Pour en revenir au récit de La grande année des goètes, malgré quelques longueurs (pas autant que ce que j’ai pu lire dans d’autres avis, mais cela reste très subjectif) et malgré quelques moments de confusion (est-ce le récit qui est confus ou est-ce la fatigue qui m’a embrouillée ? je ne sais pas), c’est prenant. Bien que je ne me sois pas des masses attachée aux personnages, j’avais envie de savoir la suite de leurs péripéties, qui atteindrait son objectif et qui serait lésé ? Faudrait-il dire adieu à certains d’entre eux ? Cela semblait probable vu que le récit est assez sombre. D’un autre côté, il y a cet espoir qui m’a accompagnée tout au long des 743 pages, ce n’était donc pas plombant comme on aurait pu le penser en premier lieu. Certes, à un moment, l’histoire se traîne et n’apporte pas grand chose (à mon sens, ce sont des mésaventures censées faire évoluer les protagonistes mais, au final, si elles n’avaient pas été là, ça n’aurait pas changé tant que ça – et ça nous aurait fait gagner quelques pages donc quelques grammes!) ; j’avais hâte que le groupe arrive enfin à Rome. Mais voilà, c’est loin d’être désagréable à lire, d’autant plus qu’il y a le contexte : l’auteur se base sur la véritable Histoire pour la modifier, en faire une uchronie de fantasy et, ça, c’est assez chouette, on ne va pas se mentir !
Passons désormais aux personnages.
Je vous l’ai déjà dit, Angus Grey est très antipathique. Si j’ai pensé que, une fois lié au démon Karb (qui est curieux, fidèle, qui a visiblement envie de lui plaire et de lui faire plaisir), le jeune homme évoluerait, j’ai plutôt eu tort. Si j’ai bien compris, au prétexte qu’il est nécromancien, il a le cœur froid mais, pour moi, ce n’est pas une raison car, justement, il se retrouve lié à une entité. Que ça prenne du temps, oui, mais qu’il ne cesse d’agir en gamin qui pense surtout à lui, qui agit pour son propre intérêt, qui engueule Karb parfois sans raison particulière et qui ne montre pas la moindre once d’humanité (un nécromancien n’est-il pas un humain?), c’était trop pour que je l’apprécie. Karb, en revanche, est attachant bien que, sur la fin, le fait qu’il s’entête dans cette relation toxique avec son maître, ça en devient un peu lourd. Heureusement, des personnages tels que Bartley ou le mage Basilide apportent quelque lumière dans cette histoire ! Même si je me méfiais de Basilide d’Oronte, je l’ai tout de suite apprécié avec son côté charmeur, ses connaissances et sa passion pour l’Orient ; malgré ce que j’ai pu dire sur le prieur, il n’en reste pas moins un brave homme et j’avais envie de le voir réussir dans sa mission. M le Maudit, quant à lui, est une figure emblématique et redoutable parmi les sorciers. Il a réussi à mettre en place une cabale de grande envergure afin d’atteindre son but. Le seul moment où il m’a quelque peu déçue, c’est durant une scène de jalousie car j’ai trouvé que ça ne lui ressemblait pas et que ça n’apportait rien d’intéressant au récit. Et puis il y a le discret Simon (plaisant quoique effacé) et la puissante Valère sur qui on peut compter, qui apportent leur propre magies, leurs talents au cercle de M. Enfin, il y a le Lancier – de l’Ordre de la Lance, bras armé de l’Église – qui tente de les arrêter. Si je pensais que son objectif était clair, eh bien pas tant que ça et, au final, je n’ai pas bien compris. Je suis d’ailleurs incapable de vous le décrire si ce n’est que c’est une sorte de paladin armé d’une lance. Ce qui m’amène à parler de l’écriture et de la narration.

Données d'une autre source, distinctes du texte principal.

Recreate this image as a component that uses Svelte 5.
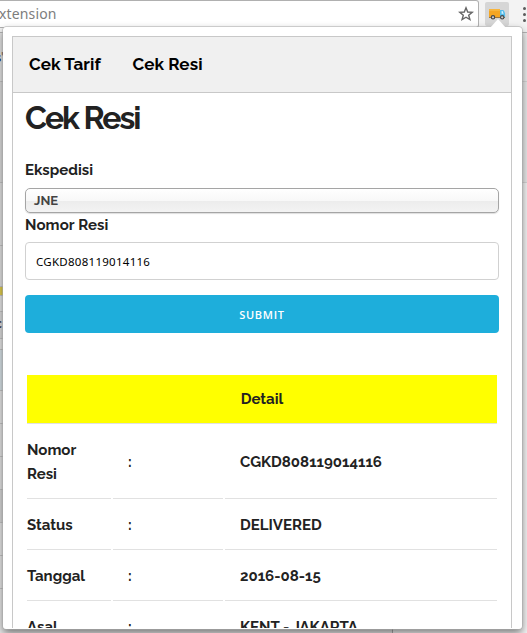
<script>
  const bands = [
    { h: 49, c: '#e6e6e6' }, { h: 101, c: '#dedede' }, { h: 63, c: '#e4e4e4' },
    { h: 41, c: '#e4e4e4' }, { h: 9, c: '#e2cf4e' }, { h: 16, c: '#e8e8e8' },
    { h: 27, c: '#dedede' }, { h: 11, c: '#e8e8e8' }, { h: 41, c: '#d9e3e8' },
    { h: 33, c: '#e8e8e8' }, { h: 33, c: '#e6e6e6' }, { h: 33, c: '#e6e6e6' },
    { h: 33, c: '#d9d9d9' }, { h: 33, c: '#e8e8e8' }, { h: 33, c: '#e8e8e8' }, { h: 60, c: '#e8e8e8' }
  ];
  const rows = [
    { label: 'Nomor Resi', value: 'CGKD808119014116' },
    { label: 'Status', value: 'DELIVERED' },
    { label: 'Tanggal', value: '2016-08-15' },
    { label: 'Asal', value: 'KENT - JAKARTA' }
  ];
</script>

<div class="screen">
  <header class="toolbar">
    <div class="address"><span>xtension</span>
      <svg class="star" width="16" height="16" viewBox="0 0 16 16"><path d="M8 1.8 9.7 6l4.5.3-3.5 2.9 1.2 4.4L8 11.2l-3.9 2.4 1.2-4.4-3.5-2.9L6.3 6Z" fill="none" stroke="#666" stroke-width="1.4" /></svg>
    </div>
    <div class="extension">
      <svg width="24" height="24" viewBox="0 0 24 24">
        <path d="M4 7h11v9H4z" fill="#f5a623" /><path d="M4 7h11v2H4z" fill="#f8b53c" />
        <path d="M15 8h2.7q1 0 1.4 1l1 2.5V16H15z" fill="#55bdeb" />
        <path d="M16.6 9h1l1 2.8h-2z" fill="#d9f3ff" />
        <path d="M4 15h16v1H4z" fill="#9b7740" />
        <circle cx="8" cy="15.3" r="1.7" fill="#ccc" stroke="#464646" stroke-width="1.1" />
        <circle cx="17.2" cy="15.3" r="1.7" fill="#ccc" stroke="#464646" stroke-width="1.1" />
      </svg>
    </div>
    <div class="dots"><i></i><i></i><i></i></div>
  </header>
  <div class="backdrop">
    <div class="left">
      {#each bands as band}
        <div class="band" style="height:{band.h}px;background:{band.c}"></div>
      {/each}
    </div>
    <div class="right"><div class="band head"></div><div class="band mid"></div></div>
  </div>
  <span class="peek top">s'</span>
  <span class="peek low">c</span>
  <span class="peek foot">Tarif</span>
  <i class="rule"></i>

  <div class="arrow"></div>
  <section class="popup">
    <div class="panel">
      <nav><span class="tarif">Cek Tarif</span><span>Cek Resi</span></nav>
      <main>
        <h1>Cek Resi</h1>
        <div class="label eks">Ekspedisi</div>
        <div class="select">JNE</div>
        <div class="label nomor">Nomor Resi</div>
        <div class="input">CGKD808119014116</div>
        <div class="submit">SUBMIT</div>
        <table>
          <colgroup><col class="c1" /><col class="c2" /><col /></colgroup>
          <thead><tr><th colspan="3">Detail</th></tr></thead>
          <tbody>
            {#each rows as row}
              <tr><td class="key">{row.label}</td><td>:</td><td>{row.value}</td></tr>
            {/each}
          </tbody>
        </table>
      </main>
    </div>
  </section>
</div>

<style>
  .screen { position: relative; width: 527px; height: 633px; overflow: hidden; background: #f3f3f3; font-family: Raleway, Lato, sans-serif; color: #222; }
  .toolbar { display: flex; height: 33px; box-sizing: border-box; background: #f3f3f3; border-bottom: 1px solid #b5b5b5; }
  .address { display: flex; justify-content: space-between; width: 479px; height: 28px; box-sizing: border-box; background: #fff; border: 1px solid #b0b0b0; border-left: 0; border-radius: 0 3px 3px 0; font: 14px/26px "Noto Sans", sans-serif; color: #7d7d7d; }
  .address span { margin-left: -1px; letter-spacing: .15px; }
  .star { margin: 5px 4px 0 0; }
  .extension { width: 24px; height: 24px; margin: 2px 0 0 6px; border-radius: 2px; background: #d6d6d6; }
  .dots { display: flex; flex-direction: column; gap: 3px; margin: 7px 0 0 14px; }
  .dots i { width: 3px; height: 3px; border-radius: 50%; background: #5c5c5c; }
  .backdrop { display: flex; height: 600px; overflow: hidden; }
  .left { width: 392px; }
  .right { flex: 1; background: #f3f3f3; }
  .band { box-sizing: border-box; border-bottom: 1px solid #c6c6c6; }
  .head { height: 49px; background: #ebebeb; border-color: #d5d5d5; }
  .mid { height: 101px; background: #e8e8e8; border-color: #d5d5d5; }
  .peek { position: absolute; font: 700 14px/16px Lato, sans-serif; color: #223; }
  .top { left: -5px; top: 49px; }
  .low { left: -5px; top: 315px; }
  .foot { left: 301px; top: 630px; font-weight: 400; font-size: 12px; color: #555; }
  .rule { position: absolute; left: 392px; top: 629px; width: 1px; height: 4px; background: #aaa; }
  .arrow { position: absolute; left: 490px; top: 19px; width: 16px; height: 9px; background: #fff; clip-path: polygon(50% 0, 100% 100%, 0 100%); z-index: 2; }
  .popup { position: absolute; left: 3px; top: 27px; width: 519px; height: 602px; box-sizing: border-box; padding: 9px 10px 1px 9px; overflow: hidden; background: #fff; border-radius: 3px; box-shadow: 0 0 0 .5px #aaa, 0 4px 8px rgba(0,0,0,.5); }
  .panel { height: 592px; box-sizing: border-box; overflow: hidden; border: 1px solid #c8c8c8; border-bottom: 0; }
  nav { display: flex; height: 56px; box-sizing: border-box; padding-left: 16px; border-bottom: 1px solid #c8c8c8; background: #f0f0f0; color: #000; font-size: 17px; font-weight: 700; line-height: 54px; }
  nav span { white-space: nowrap; letter-spacing: .1px; }
  .tarif { width: 103.5px; }
  main { padding: 0 12px; font-weight: 700; }
  h1 { margin: 6px 0 21px; font-size: 32px; line-height: 38px; letter-spacing: -2px; }
  .label { font-size: 15px; line-height: 24px; white-space: nowrap; }
  .eks { height: 30px; }
  .select { height: 25px; box-sizing: border-box; padding-left: 8px; border: 1px solid #a5a5a5; border-radius: 5px; background: linear-gradient(#fff 0, #f8f8f8 50%, #ececec 52%, #f3f3f3); box-shadow: 0 1px 1px #0002; font-size: 13px; line-height: 23px; color: #444; }
  .nomor { height: 29px; letter-spacing: .1px; }
  .input { height: 38px; box-sizing: border-box; padding-left: 10px; border: 1px solid #d1d1d1; border-radius: 4px; font: 400 11.5px/38px "Noto Sans", sans-serif; letter-spacing: .27px; color: #000; }
  .submit { height: 38px; margin-top: 15px; border-radius: 4px; background: #1eaedb; color: #fff; text-align: center; font: 600 11px/40px "Open Sans", sans-serif; letter-spacing: .75px; }
  table { width: 474px; margin-top: 40px; padding-top: 2px; border-collapse: separate; border-spacing: 2px 0; table-layout: fixed; font-size: 15px; line-height: 24px; }
  .c1 { width: 84px; }
  .c2 { width: 110px; }
  th { height: 49px; box-sizing: border-box; padding: 0; background: #ff0; border-bottom: 1px solid #e1e1e1; }
  td { box-sizing: border-box; border-bottom: 1px solid #e1e1e1; padding: 14px 15px 12px; height: 51px; vertical-align: middle; }
  td.key { padding-left: 0; }
</style>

J’ai apprécié ma lecture mais il m’est arrivé, à plusieurs reprises, de ressentir une certaine confusion. Dans ce roman, nous suivons plusieurs personnages – notamment Bartley et Angus – et il m’est arrivé de ne pas trop savoir de qui il était question sur le moment. Vous savez, ces chapitres qui ne donnent pas immédiatement de nom et qui laissent planer le doute ? Sauf que le doute ne subsiste généralement pas plus de quelques lignes or, là, si. C’est quelque chose d’intéressant quand il s’agit de Karb et d’Angus puisque ces deux-là sont liés et, ainsi, s’ils font l’effort, ils peuvent ressentir ce que ressent l’autre, voir ce que voit l’autre… Mais quand on en vient à ne plus savoir qui l’on suit en-dehors de ces deux-là, c’est dommage.
Il se trouve que la confusion vient également dans quelques scènes d’action. Que les personnages ne comprennent pas bien ce qu’il se passe, c’est un fait. Que les lecteurs et lectrices sortent les rames pour comprendre à leur tour, pfiou ! Voilà un roman exigeant (« exigeant » ne veut pas dire « mauvais », entendons-nous bien) tant dans le récit que dans son vocabulaire. Si « fenêtres géminées » peut se comprendre par la simple logique (deux mêmes fenêtres très proches l’une de l’autre mais qui ne se touchent pas), des termes comme « amuï » (devenir muet, d’après ce que j’ai trouvé) sont toutefois moins compréhensibles si on ne les a jamais rencontrés. Et, pour être honnête, si j’ai d’abord fait l’effort de chercher les définitions de ces mots, j’ai vite abandonné. Qui a envie d’interrompre sa lecture toutes les quelques pages ? Pas grand monde. Ca peut arriver de temps en temps, ce n’est pas un souci, mais trop, c’est trop. Comme je n’ai donc pas compris certains termes (qui n’ont rien à voir avec les arts occultes, donc rien de bien spécifique), il est possible que ça ait apporté une certaine confusion dans ma lecture. Je n’en suis toutefois pas certaine car c’était souvent pour nous décrire des lieux, des expressions physiques… Enfin voilà, c’est un texte exigeant, on ne peut le nier.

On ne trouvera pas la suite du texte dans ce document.